I still think though that nothing beats real life staging, real elements, rather than CG backgrounds, for the reason that real objects carry so much additional information that is scanned by our perception on a subconscious level. Details of the objects that reveal their origin, history, and the personality of the owner -all this is omitted in computer graphics.
H.O.d.B. -To talk about a completely different task, Tim, what is your position regarding spirituality and religion?
T.W-S. -It is interesting that in past interviews there were a lot of questions about religion and spirituality in my works. I think it is a subconscious feeling of the viewers that there is some spiritual aspect to my videos, unintended though. I do not practice religion, but occasionally enjoy cathedral masses and value the aesthetical aspect of religious rites. I think that religion is something that is within us, and you may have your own God or Gods, your ideals and the things you believe in. There was one artwork, a big project more than 10 years ago, a multi-channel video installation called Confession - I had been working on it for a few years of shooting and post-production. There are scenes in the video that were shot in cathedrals around New York City, but these episodes had absolutely no relevance to the plot and timeline of the video. Scenes could have been shot in a different environment and with different backgrounds. I think the sacred places in this project are places which allow for travel in time or where time stops - did you ever have this feeling in church? I feel it every time. It is interesting that in classic films you sense this presence of time too, like for example in Tarkovsky’s films, I can feel the physicality, the weight of time; I can see it also in your films, these chunks of time and faith permanently encapsulated in the timeline of the video.
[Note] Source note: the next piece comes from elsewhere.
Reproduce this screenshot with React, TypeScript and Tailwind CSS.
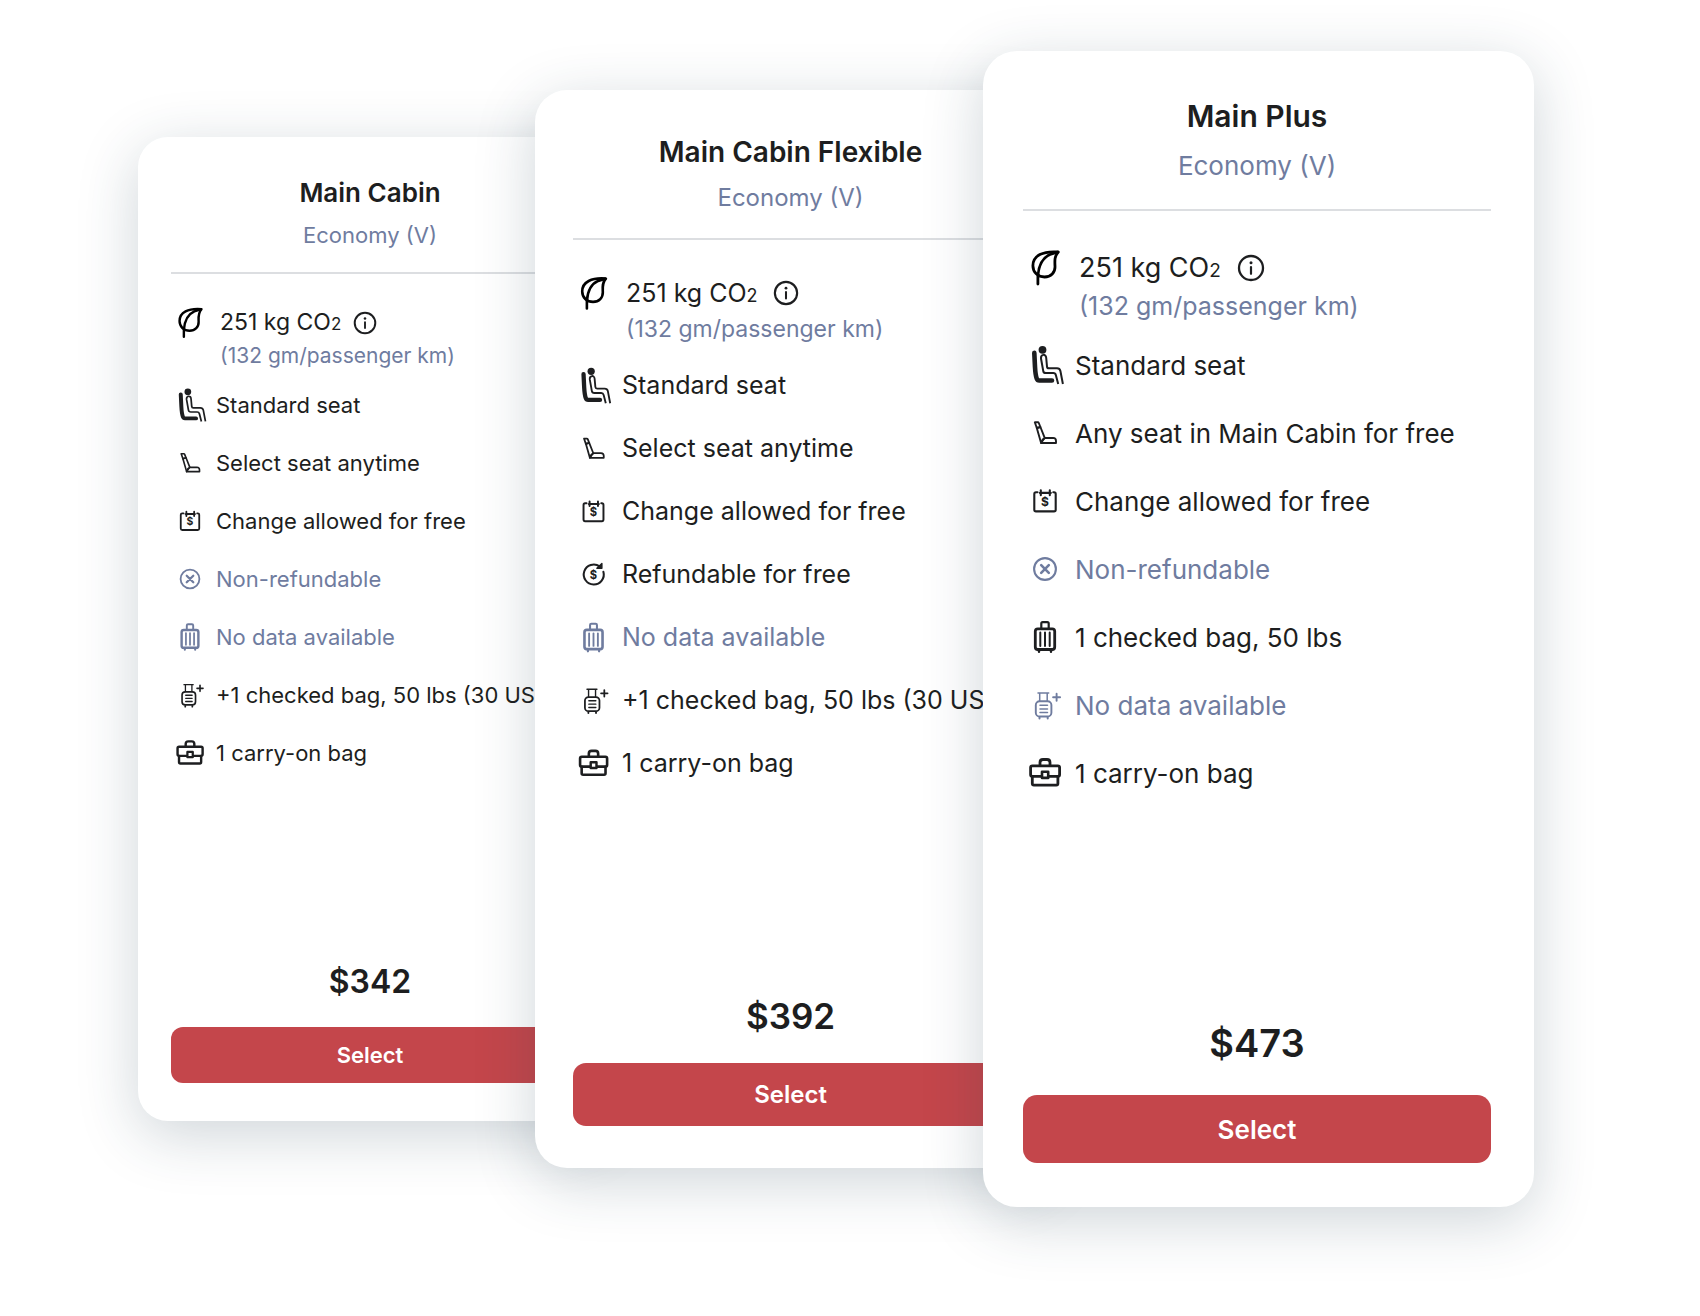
import React from 'react';

type IconName =
  | 'seat'
  | 'seatPick'
  | 'change'
  | 'refund'
  | 'noRefund'
  | 'checkedBag'
  | 'extraBag'
  | 'carryOn';

interface Feature {
  icon: IconName;
  label: string;
  muted?: boolean;
}

interface Fare {
  name: string;
  cabin: string;
  price: string;
  size: 'sm' | 'md' | 'lg';
  features: Feature[];
}

const FARES: Fare[] = [
  {
    name: 'Main Cabin',
    cabin: 'Economy (V)',
    price: '$342',
    size: 'sm',
    features: [
      { icon: 'seat', label: 'Standard seat' },
      { icon: 'seatPick', label: 'Select seat anytime' },
      { icon: 'change', label: 'Change allowed for free' },
      { icon: 'noRefund', label: 'Non-refundable', muted: true },
      { icon: 'checkedBag', label: 'No data available', muted: true },
      { icon: 'extraBag', label: '+1 checked bag, 50 lbs (30 USD)' },
      { icon: 'carryOn', label: '1 carry-on bag' },
    ],
  },
  {
    name: 'Main Cabin Flexible',
    cabin: 'Economy (V)',
    price: '$392',
    size: 'md',
    features: [
      { icon: 'seat', label: 'Standard seat' },
      { icon: 'seatPick', label: 'Select seat anytime' },
      { icon: 'change', label: 'Change allowed for free' },
      { icon: 'refund', label: 'Refundable for free' },
      { icon: 'checkedBag', label: 'No data available', muted: true },
      { icon: 'extraBag', label: '+1 checked bag, 50 lbs (30 USD)' },
      { icon: 'carryOn', label: '1 carry-on bag' },
    ],
  },
  {
    name: 'Main Plus',
    cabin: 'Economy (V)',
    price: '$473',
    size: 'lg',
    features: [
      { icon: 'seat', label: 'Standard seat' },
      { icon: 'seatPick', label: 'Any seat in Main Cabin for free' },
      { icon: 'change', label: 'Change allowed for free' },
      { icon: 'noRefund', label: 'Non-refundable', muted: true },
      { icon: 'checkedBag', label: '1 checked bag, 50 lbs' },
      { icon: 'extraBag', label: 'No data available', muted: true },
      { icon: 'carryOn', label: '1 carry-on bag' },
    ],
  },
];

// Each card is a step larger than the one it overlaps
const SIZES = {
  sm: {
    card: 'mt-[86px] -mr-[70px] rounded-[30px] pt-[35px] pb-[38px] pl-[33px] pr-[36px]',
    header: 'pb-4',
    title: 'text-[26px] leading-[42px]',
    cabin: 'text-[22px] leading-[42px]',
    co2: 'mt-8 mb-1 gap-[11px]',
    body: 'text-[23px] leading-[33px]',
    small: 'text-[21px] leading-[33px]',
    sub: 'text-[17px]',
    row: 'h-[58px] gap-[7px] text-[22px]',
    icon: 'size-[38px]',
    info: 'size-6 ml-3',
    price: 'mt-[179px] text-[32px] leading-[42px]',
    button: 'mt-6 h-14 rounded-xl text-[22px]',
  },
  md: {
    card: 'mt-[39px] -mr-[64px] rounded-[32px] pt-[39px] pb-[42px] pl-[38px] pr-[39px]',
    header: 'pb-[17px]',
    title: 'text-[28px] leading-[46px]',
    cabin: 'text-[24px] leading-[46px]',
    co2: 'mt-[35px] mb-[7px] gap-3',
    body: 'text-[25px] leading-[36px]',
    small: 'text-[23px] leading-[36px]',
    sub: 'text-[18px]',
    row: 'h-[63px] gap-2 text-[25px]',
    icon: 'size-[41px]',
    info: 'size-[26px] ml-[15px]',
    price: 'mt-[198px] text-[35px] leading-[46px]',
    button: 'mt-6 h-[63px] rounded-[13px] text-[24px]',
  },
  lg: {
    card: 'rounded-[34px] pt-10 pb-11 pl-10 pr-[43px]',
    header: 'pb-[18px]',
    title: 'text-[30px] leading-[50px]',
    cabin: 'text-[26px] leading-[50px]',
    co2: 'mt-[37px] mb-[5px] gap-3',
    body: 'text-[27px] leading-[39px]',
    small: 'text-[25px] leading-[39px]',
    sub: 'text-[19px]',
    row: 'h-[68px] gap-2 text-[26px]',
    icon: 'size-11',
    info: 'size-7 ml-4',
    price: 'mt-[211px] text-[38px] leading-[50px]',
    button: 'mt-[27px] h-[68px] rounded-[14px] text-[26px]',
  },
};

const ICONS: Record<IconName, React.ReactNode> = {
  seat: (
    <>
      <circle cx="19.5" cy="6.8" r="3.900" fill="currentColor" stroke="none" />
      <path d="M11.300 9.800 12 24c.3 5.500 1 9.500 1.700 11.500.5 1.400 1.200 2 2.500 2h12.800" strokeWidth="4.600" />
      <path
        d="M35.200 41l-2.300-8.800c-.4-1.500-1.200-2.100-2.600-2.100H23c-1.800 0-2.600-.7-2.800-2.300L18 15.500c-.4-4.500 4.900-4.900 5.200-.8l.8 8.900c.1 1.200.7 1.700 1.800 1.700h8.200c2 0 3 .9 3.400 2.700L39.900 41"
        strokeWidth="2"
        strokeLinecap="butt"
      />
    </>
  ),
  seatPick: (
    <g strokeWidth="1.900">
      <path d="M11.800 11.300h3c.5 0 .8.200 1 .700l1.600 4-3.600 1z" />
      <path d="M13.800 17l3.600-1 4.300 10.800-3.600 5.200z" />
      <path d="M18.100 32l1.500-3.400 2.500-1.600 7.900-.1c1.900.1 3 1.200 3 3V32z" />
    </g>
  ),
  change: (
    <>
      <path
        d="M14.500 13.200H13c-1 0-1.700.7-1.700 1.700v15.800c0 1 .7 1.700 1.700 1.700h18c1 0 1.700-.7 1.700-1.700V14.900c0-1-.7-1.700-1.700-1.700h-.7M17.800 11.300v4.900M26.800 11.300v4.900M16.900 13.900h10.900"
        strokeWidth="2.100"
      />
      <DollarSign />
    </>
  ),
  refund: (
    <>
      <path d="M32.600 19a10.730 10.730 0 1 1-4-5.700" strokeWidth="2.200" />
      <path d="M31 10.300v5h-5.400z" strokeWidth="1.500" fill="currentColor" />
      <DollarSign />
    </>
  ),
  noRefund: (
    <>
      <circle cx="22" cy="22" r="10.900" strokeWidth="2.100" />
      <path d="M18.200 18.200l7.600 7.600M25.800 18.200l-7.600 7.600" strokeWidth="2.600" />
    </>
  ),
  checkedBag: (
    <>
      <path d="M18.300 13V8.600c0-.9.500-1.400 1.400-1.400h4.600c.9 0 1.400.5 1.400 1.400V13" strokeWidth="2.200" />
      <rect x="12.300" y="13.800" width="19.400" height="20.700" rx="2.500" strokeWidth="2.800" />
      <path d="M17.300 17.500v13.500M22 17.500v13.500M26.700 17.500v13.500" strokeWidth="2" />
      <path d="M16 35.500v1.300M28 35.500v1.300" strokeWidth="2.400" />
    </>
  ),
  extraBag: (
    <>
      <path d="M15 10h10.700M16.700 10v8M24.200 10v8" strokeWidth="1.500" />
      <rect x="12.800" y="18.300" width="15.600" height="15.200" rx="3.800" strokeWidth="1.900" />
      <path d="M17 22.300h7.500M17 25.900h7.500M17 29.500h7.500" strokeWidth="1.500" />
      <path d="M16.500 34.500v1M24.700 34.500v1" strokeWidth="2" />
      <path d="M33.600 10.800v7M30.100 14.300h7" strokeWidth="1.900" />
    </>
  ),
  carryOn: (
    <>
      <path d="M17 14v-2.500C17 9.500 18 8.500 20 8.500h4c2 0 3 1 3 3V14" strokeWidth="2.800" />
      <rect x="7.600" y="14.800" width="29" height="10.500" rx="1.800" strokeWidth="2.800" />
      <path d="M9.300 25.500v7c0 1.100.6 1.600 1.600 1.600h22.400c1 0 1.600-.5 1.600-1.600v-7" strokeWidth="2.800" />
      <rect x="19" y="20.700" width="6.200" height="6.200" strokeWidth="2.600" fill="white" />
    </>
  ),
};

function DollarSign() {
  return (
    <text
      x="22"
      y="27"
      textAnchor="middle"
      fontSize="12"
      fontWeight="700"
      fill="currentColor"
      stroke="none"
    >
      $
    </text>
  );
}

interface IconProps {
  className: string;
  children: React.ReactNode;
}

const Icon: React.FC<IconProps> = ({ className, children }) => (
  <svg
    viewBox="0 0 44 44"
    fill="none"
    stroke="currentColor"
    strokeLinecap="round"
    strokeLinejoin="round"
    className={`shrink-0 ${className}`}
    aria-hidden="true"
  >
    {children}
  </svg>
);

const FareCard: React.FC<{ fare: Fare }> = ({ fare }) => {
  const s = SIZES[fare.size];

  return (
    <article
      className={`flex flex-col bg-white whitespace-nowrap shadow-[0_14px_60px_rgba(36,66,80,0.22)] ${s.card}`}
    >
      <header className={`text-center border-b-2 border-[#dcdee1] ${s.header}`}>
        <h2 className={`font-semibold ${s.title}`}>{fare.name}</h2>
        <p className={`text-[#6f7c9f] ${s.cabin}`}>{fare.cabin}</p>
      </header>

      {/* Emissions */}
      <div className={`flex items-start ${s.co2}`}>
        <div className={`flex h-[1lh] items-center ${s.body}`}>
          <Icon className={`text-black ${s.icon}`}>
            <path
              d="M35.300 6C20 4.800 9.900 9.500 9.900 19.800c0 6.500 5 11.200 11.600 11.200 6.500 0 10.700-4.500 10.500-10.500C31.800 15 31.200 10.500 35.300 6z"
              strokeWidth="2.800"
            />
            <path d="M14.900 38V30C15.600 20 19 12 27 8.500L34.500 6.200" strokeWidth="2.800" />
          </Icon>
        </div>
        <div>
          <p className={`flex items-center ${s.body}`}>
            <span>
              251 kg CO<span className={`leading-none ${s.sub}`}>2</span>
            </span>
            <button type="button" className={s.info} aria-label="Emissions details">
              <svg viewBox="0 0 28 28" fill="none" stroke="currentColor" strokeLinecap="round">
                <circle cx="14" cy="14" r="12" strokeWidth="2.300" />
                <path d="M14 13v6.800" strokeWidth="2.200" />
                <circle cx="14" cy="8.800" r="1.500" fill="currentColor" stroke="none" />
              </svg>
            </button>
          </p>
          <p className={`text-[#6f7c9f] ${s.small}`}>(132 gm/passenger km)</p>
        </div>
      </div>

      {/* Features */}
      <ul>
        {fare.features.map((feature) => (
          <li
            key={feature.icon}
            className={`flex items-center ${s.row} ${feature.muted ? 'text-[#6f7c9f]' : ''}`}
          >
            <Icon className={s.icon}>{ICONS[feature.icon]}</Icon>
            <span>{feature.label}</span>
          </li>
        ))}
      </ul>

      <p className={`text-center font-semibold ${s.price}`}>{fare.price}</p>
      <button
        type="button"
        className={`w-full bg-[#c4464b] font-semibold text-white cursor-pointer ${s.button}`}
      >
        Select
      </button>
    </article>
  );
};

const App: React.FC = () => {
  return (
    <main className="min-h-screen overflow-hidden bg-white pt-[51px] pb-[108px] pl-[138px] pr-[166px] font-['Inter','Liberation_Sans',sans-serif] text-[#1d1e20]">
      <div className="grid grid-cols-[minmax(0,397fr)_minmax(0,448fr)_minmax(0,551fr)] items-start">
        {FARES.map((fare) => (
          <FareCard key={fare.name} fare={fare} />
        ))}
      </div>
    </main>
  );
};

export default App;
MANNERIST PERFECTION AND SOCIAL REFLECTION
H.O.d.B -Regardless the technology or media we use, we both always seem to work in a mannerist, crafty way. I am a calm nature when dealing with others, but a workaholic in the studio. How does that balance for you? Where do you think your perfectionism comes from, how does it fit or contradict your character?
T.W-S. -I agree on that, and that is also one of the reasons why I respect your work so much. I think it is absolutely essential in our profession to be a craftsman, to be very self-demanding, to work with a deep understanding of the technical side of art, and to be precise and meticulous in execution. I think it also shows your professionalism when you know exactly what you are doing and how you are doing it; to be able to show a convincing result, you have to know your craft.
I am a total workaholic in my studio, and when I begin my projects, it is work non- stop. You have to really dive into it to merge with your artwork. I can be a very spontaneous and very emotional person in real life, making a lot of mistakes here and there, so in this sense, it is a certain contradiction with another side of me, the working one, where everything is balanced and leaving no time for mistakes in production. I also learned this discipline from great film professionals, who taught me to eliminate unnecessary takes, unnecessary repetitions, and to know how to save film in production and save time of working crew.
H.O.d.B. -In my works related to social reflection, I often employ the idea of the tragicomic as a tool. It has a lot to do with my overall view on life; I consider it an absurd condition, neither positive nor negative, with no logical explanation. On the other hand, I often depict tragic subjects and scenes, as a kind of exorcism of the melancholy, the old catharsis idea. What is your overall view of our world? Are you an optimist, a pessimist, a melancholic…? And how do you think that reflects in your work?
T.W-S. -It is a beautiful world we live in; it will be a pity to leave this planet eventually when the time comes. I think that life is a gift, and it is important to understand how unique this gift is, do not ruin and spoil this gift for others, enjoy yours as much as you can. At certain point in life, you may think you have a pessimistic look at things, because you know that it all will end someday. Predetermination of life is neither optimistic nor pessimistic - it is a chain of events ensuring that life is going on.
On another level, we both work with multiple galleries, agents, and representatives, in different countries. Do you think, it is a good thing for an artist to share his projects and art works among a vast number of dealers, or is it better to have one and only friend and dealer for the rest of your life like Picasso did? Do you think it’s a question of marketability of the works or is it more of a social phenomenon to be more global?
H.O.d.B. -I would have been extremely happy if one person could financially and logistically help me with everything, haha, but it is unfortunately not the case. Everything would have been much easier if such a Picasso-deal would still be possible today.
Because my work is so different in terms of media usage and size, I have and need several galleries with different nationalities and profiles to help me survive. I have five permanent full time employees in my studio and we work around the clock to get everything done and funded. Unfortunately, I am not the one with strategic talents or business reasoning. I don’t profit with my work. The art gallery system is not an ideal one for complicated oeuvres such as yours or mine. It both has to do with the marketability and the globalized context. But the work is there.
A last question, Tim: during a television interview I was recently asked if I wanted my work to survive myself, if I wanted my work to be included in art history. I started laughing; I’ve always found it quite a weird idea to strive for something like that. All I can wish for is having an audience for my work today, now, during my life. The interviewer didn’t believe me, saying every artist wants to be immortal. What’s your idea about that?
T.W-S. -I think this question is closely related to the previous one about social reflection and overall view of our world - it is all about your relationship with time and understanding Eternity. So, emotionally, I have no attachment to this idea of immortality. Sometimes I wish I could be understood even by one person. Individual energy can have a stronger momentum than entropy of masses. It is may be interesting to know or hope that your work will live a little bit longer than your body - maybe 100 or 1000 years longer. But from the standpoint of the Universe it is all irrelevant; they are the same microscopic fractions of time. In our medium, I do not think we even have this privilege; a guy who carved a stone in his cave had more of a chance at having a place in history.